Recorded information:

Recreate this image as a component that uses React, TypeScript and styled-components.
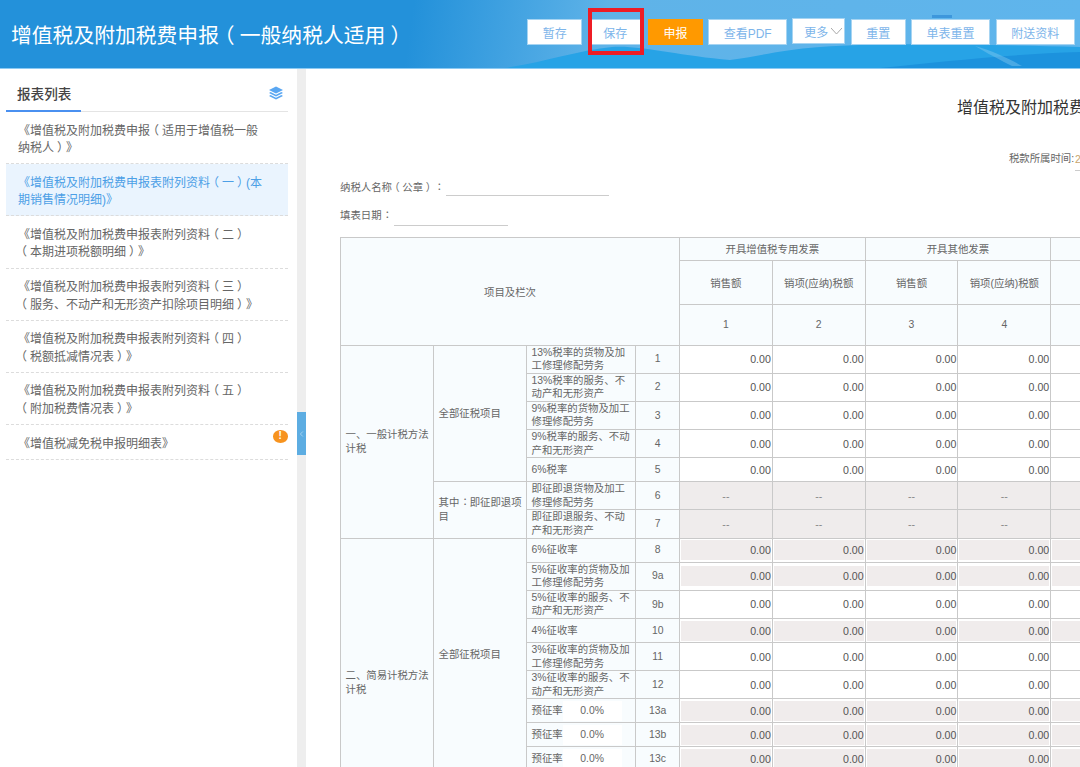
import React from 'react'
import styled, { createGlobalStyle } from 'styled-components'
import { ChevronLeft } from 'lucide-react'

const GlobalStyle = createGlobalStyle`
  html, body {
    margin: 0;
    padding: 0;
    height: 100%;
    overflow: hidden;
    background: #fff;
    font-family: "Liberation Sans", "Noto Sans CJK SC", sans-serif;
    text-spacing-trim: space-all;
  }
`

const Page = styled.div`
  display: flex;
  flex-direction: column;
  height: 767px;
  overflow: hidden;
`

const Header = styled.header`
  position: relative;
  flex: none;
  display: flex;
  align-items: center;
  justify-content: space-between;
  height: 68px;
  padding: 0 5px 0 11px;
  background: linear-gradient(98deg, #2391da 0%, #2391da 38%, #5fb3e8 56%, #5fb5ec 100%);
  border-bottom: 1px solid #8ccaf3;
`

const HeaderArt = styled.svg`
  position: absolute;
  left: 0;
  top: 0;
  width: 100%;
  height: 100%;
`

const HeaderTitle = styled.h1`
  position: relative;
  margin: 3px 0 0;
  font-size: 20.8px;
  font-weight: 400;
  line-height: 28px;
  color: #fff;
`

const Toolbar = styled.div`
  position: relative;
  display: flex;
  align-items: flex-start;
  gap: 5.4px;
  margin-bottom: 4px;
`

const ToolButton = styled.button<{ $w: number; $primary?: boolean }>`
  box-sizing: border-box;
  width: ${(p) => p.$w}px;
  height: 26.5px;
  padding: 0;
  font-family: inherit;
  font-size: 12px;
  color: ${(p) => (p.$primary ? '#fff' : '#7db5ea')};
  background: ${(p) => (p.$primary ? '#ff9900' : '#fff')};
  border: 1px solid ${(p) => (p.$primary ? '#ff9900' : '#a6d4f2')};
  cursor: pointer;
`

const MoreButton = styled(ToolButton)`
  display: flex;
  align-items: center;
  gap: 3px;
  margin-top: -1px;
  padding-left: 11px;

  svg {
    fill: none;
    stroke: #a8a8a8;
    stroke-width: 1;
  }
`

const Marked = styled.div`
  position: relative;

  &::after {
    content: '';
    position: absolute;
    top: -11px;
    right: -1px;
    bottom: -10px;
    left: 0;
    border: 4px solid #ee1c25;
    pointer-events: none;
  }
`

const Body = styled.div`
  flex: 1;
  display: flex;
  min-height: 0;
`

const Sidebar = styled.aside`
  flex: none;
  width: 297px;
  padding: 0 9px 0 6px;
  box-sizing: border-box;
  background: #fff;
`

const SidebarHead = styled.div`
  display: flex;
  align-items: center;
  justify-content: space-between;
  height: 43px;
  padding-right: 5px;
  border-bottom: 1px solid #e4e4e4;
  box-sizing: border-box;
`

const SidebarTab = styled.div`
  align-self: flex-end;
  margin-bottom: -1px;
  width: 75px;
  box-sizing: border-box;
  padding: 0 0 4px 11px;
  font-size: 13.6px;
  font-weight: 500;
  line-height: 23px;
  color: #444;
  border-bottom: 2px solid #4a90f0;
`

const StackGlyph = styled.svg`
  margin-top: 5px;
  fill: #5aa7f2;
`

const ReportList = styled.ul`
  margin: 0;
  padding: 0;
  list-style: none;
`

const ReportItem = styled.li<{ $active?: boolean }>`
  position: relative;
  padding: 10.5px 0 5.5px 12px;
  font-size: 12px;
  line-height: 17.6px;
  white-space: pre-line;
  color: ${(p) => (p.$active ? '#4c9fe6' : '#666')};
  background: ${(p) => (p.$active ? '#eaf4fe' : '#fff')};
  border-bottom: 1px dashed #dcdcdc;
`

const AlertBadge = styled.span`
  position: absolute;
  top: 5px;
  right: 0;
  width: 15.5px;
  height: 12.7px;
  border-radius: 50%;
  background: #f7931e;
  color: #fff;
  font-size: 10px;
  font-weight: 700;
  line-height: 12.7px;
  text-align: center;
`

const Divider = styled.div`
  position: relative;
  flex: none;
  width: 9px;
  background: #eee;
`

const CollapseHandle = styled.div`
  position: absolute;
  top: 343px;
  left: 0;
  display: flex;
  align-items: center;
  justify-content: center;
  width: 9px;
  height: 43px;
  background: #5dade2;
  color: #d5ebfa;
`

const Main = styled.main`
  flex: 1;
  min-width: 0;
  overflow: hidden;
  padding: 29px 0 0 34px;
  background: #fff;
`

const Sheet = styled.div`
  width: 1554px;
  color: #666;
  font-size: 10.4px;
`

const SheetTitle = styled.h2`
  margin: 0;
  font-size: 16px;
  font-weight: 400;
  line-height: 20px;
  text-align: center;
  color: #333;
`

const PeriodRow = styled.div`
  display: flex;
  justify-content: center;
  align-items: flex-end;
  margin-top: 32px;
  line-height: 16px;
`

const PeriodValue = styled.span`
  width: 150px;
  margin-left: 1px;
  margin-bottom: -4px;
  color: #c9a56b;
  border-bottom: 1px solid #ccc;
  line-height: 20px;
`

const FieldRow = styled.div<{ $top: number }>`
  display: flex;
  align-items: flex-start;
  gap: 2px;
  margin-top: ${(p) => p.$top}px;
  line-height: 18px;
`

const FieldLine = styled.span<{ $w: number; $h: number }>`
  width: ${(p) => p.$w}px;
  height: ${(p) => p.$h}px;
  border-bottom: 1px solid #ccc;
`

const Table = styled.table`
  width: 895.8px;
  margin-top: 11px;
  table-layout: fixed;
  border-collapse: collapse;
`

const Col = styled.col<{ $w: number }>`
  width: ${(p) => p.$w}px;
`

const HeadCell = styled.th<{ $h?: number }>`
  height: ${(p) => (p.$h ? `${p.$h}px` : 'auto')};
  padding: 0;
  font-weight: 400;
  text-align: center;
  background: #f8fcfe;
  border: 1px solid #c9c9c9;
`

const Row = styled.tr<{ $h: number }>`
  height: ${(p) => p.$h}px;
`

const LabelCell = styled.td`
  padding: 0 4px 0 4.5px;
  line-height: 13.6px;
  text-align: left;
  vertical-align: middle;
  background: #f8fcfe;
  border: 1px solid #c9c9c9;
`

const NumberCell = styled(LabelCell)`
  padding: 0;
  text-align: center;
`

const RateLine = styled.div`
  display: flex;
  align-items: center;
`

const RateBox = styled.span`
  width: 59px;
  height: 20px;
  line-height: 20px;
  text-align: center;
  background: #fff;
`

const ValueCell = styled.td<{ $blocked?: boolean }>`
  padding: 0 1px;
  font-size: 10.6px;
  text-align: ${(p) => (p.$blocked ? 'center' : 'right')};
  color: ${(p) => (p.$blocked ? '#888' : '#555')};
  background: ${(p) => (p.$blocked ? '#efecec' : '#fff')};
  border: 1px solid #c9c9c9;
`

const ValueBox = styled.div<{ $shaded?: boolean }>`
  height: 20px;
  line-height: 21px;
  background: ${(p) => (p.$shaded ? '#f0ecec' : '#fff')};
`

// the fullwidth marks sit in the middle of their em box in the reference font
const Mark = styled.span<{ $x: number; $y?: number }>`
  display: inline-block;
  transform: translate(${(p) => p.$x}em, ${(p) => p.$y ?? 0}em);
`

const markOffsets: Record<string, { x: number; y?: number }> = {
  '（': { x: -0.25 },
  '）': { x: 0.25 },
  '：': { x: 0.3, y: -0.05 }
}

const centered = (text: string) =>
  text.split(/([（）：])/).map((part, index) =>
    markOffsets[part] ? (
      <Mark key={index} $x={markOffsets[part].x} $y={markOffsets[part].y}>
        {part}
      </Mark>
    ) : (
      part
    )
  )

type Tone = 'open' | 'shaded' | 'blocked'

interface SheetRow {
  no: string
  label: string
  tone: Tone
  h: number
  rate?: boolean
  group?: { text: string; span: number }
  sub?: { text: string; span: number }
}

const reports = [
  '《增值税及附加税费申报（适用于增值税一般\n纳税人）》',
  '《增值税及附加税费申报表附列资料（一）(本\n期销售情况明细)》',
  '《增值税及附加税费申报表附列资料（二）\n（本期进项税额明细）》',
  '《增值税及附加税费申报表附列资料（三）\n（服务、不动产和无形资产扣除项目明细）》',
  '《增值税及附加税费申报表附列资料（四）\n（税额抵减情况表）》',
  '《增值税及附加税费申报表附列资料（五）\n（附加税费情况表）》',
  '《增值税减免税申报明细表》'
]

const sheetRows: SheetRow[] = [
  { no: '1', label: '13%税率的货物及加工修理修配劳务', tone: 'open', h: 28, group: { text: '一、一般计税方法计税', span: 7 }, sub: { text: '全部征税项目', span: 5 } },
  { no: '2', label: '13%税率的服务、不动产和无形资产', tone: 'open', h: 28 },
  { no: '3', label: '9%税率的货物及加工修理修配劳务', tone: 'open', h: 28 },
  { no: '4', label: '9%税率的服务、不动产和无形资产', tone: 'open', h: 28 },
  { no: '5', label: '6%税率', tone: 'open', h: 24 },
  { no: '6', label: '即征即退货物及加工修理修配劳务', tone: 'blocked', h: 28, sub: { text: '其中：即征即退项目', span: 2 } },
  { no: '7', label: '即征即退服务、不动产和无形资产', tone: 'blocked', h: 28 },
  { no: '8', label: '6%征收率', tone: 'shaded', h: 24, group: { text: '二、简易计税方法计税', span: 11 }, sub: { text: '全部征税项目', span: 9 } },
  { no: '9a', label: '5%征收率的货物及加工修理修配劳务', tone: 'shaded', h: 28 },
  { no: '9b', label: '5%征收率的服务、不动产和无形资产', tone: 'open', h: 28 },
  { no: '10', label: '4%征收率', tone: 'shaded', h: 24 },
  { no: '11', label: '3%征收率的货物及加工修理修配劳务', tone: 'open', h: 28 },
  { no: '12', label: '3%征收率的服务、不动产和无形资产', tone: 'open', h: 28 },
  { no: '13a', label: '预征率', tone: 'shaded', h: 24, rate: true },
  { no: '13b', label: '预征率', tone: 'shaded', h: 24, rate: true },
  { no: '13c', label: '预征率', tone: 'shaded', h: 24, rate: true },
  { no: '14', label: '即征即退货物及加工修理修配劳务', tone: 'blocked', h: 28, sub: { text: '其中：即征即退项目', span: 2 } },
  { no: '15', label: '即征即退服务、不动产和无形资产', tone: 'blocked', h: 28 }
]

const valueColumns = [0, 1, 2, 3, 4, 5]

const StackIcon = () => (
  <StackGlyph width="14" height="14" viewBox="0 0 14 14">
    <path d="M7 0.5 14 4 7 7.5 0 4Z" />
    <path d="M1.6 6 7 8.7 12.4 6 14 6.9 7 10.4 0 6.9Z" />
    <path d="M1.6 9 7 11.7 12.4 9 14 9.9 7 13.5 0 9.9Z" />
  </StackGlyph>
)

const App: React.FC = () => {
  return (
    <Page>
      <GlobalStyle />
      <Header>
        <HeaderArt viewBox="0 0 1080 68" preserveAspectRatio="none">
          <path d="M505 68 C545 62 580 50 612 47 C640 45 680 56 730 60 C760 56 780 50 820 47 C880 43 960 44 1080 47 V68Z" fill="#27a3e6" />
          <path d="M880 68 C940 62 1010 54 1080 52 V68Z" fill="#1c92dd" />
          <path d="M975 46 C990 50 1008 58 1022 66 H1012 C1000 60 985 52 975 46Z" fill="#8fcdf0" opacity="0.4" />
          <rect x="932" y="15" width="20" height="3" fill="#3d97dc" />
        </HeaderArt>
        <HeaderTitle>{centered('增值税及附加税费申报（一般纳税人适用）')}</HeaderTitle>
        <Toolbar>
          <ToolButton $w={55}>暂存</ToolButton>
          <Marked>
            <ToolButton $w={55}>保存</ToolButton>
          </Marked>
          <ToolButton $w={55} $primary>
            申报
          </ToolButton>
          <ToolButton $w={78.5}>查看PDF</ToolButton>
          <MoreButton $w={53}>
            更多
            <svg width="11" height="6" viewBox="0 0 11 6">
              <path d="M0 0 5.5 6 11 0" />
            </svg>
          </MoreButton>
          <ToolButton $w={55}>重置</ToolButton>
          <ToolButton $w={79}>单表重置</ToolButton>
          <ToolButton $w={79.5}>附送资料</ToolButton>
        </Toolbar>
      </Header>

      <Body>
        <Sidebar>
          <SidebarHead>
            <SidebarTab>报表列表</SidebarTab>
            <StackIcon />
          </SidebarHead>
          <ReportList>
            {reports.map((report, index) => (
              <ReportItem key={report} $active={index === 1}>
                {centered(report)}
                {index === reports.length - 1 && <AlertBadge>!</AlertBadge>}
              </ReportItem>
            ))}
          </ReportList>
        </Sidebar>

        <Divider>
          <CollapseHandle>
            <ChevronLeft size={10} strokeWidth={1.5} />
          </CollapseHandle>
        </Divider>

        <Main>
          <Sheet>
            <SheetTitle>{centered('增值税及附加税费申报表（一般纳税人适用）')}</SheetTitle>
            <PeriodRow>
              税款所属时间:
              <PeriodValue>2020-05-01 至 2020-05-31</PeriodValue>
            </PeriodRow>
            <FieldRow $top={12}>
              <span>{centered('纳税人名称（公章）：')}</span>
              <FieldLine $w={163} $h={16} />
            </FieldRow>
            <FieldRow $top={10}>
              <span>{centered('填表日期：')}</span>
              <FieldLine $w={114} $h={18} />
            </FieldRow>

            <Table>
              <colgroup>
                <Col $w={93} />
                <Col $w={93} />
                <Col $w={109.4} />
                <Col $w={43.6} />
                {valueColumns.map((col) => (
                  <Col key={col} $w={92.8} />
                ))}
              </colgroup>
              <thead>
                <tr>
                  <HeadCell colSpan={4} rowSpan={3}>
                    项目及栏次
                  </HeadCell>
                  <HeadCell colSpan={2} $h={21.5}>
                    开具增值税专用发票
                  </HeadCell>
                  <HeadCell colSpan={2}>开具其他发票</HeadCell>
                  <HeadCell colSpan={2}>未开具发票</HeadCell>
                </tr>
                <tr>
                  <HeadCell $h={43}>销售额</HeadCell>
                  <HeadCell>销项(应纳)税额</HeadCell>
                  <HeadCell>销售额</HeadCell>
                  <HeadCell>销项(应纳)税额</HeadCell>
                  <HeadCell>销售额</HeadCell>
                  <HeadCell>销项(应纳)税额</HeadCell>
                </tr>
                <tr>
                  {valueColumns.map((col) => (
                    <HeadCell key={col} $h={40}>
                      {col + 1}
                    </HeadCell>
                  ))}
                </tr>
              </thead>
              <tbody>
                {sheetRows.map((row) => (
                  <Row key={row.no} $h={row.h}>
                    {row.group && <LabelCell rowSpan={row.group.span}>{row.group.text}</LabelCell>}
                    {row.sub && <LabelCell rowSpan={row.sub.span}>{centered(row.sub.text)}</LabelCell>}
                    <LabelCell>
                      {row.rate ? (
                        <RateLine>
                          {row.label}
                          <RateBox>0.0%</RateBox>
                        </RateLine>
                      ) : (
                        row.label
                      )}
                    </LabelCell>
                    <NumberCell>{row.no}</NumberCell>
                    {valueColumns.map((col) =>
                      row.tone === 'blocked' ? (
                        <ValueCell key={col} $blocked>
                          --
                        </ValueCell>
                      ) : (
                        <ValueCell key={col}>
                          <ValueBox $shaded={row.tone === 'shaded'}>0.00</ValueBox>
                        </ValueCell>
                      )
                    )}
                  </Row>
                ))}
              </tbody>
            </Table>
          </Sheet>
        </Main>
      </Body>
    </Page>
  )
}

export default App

Task description:
Where a line contains "components", copy that line.

Response to this task:
Recreate this image as a component that uses React, TypeScript and styled-components.
import styled, { createGlobalStyle } from 'styled-components'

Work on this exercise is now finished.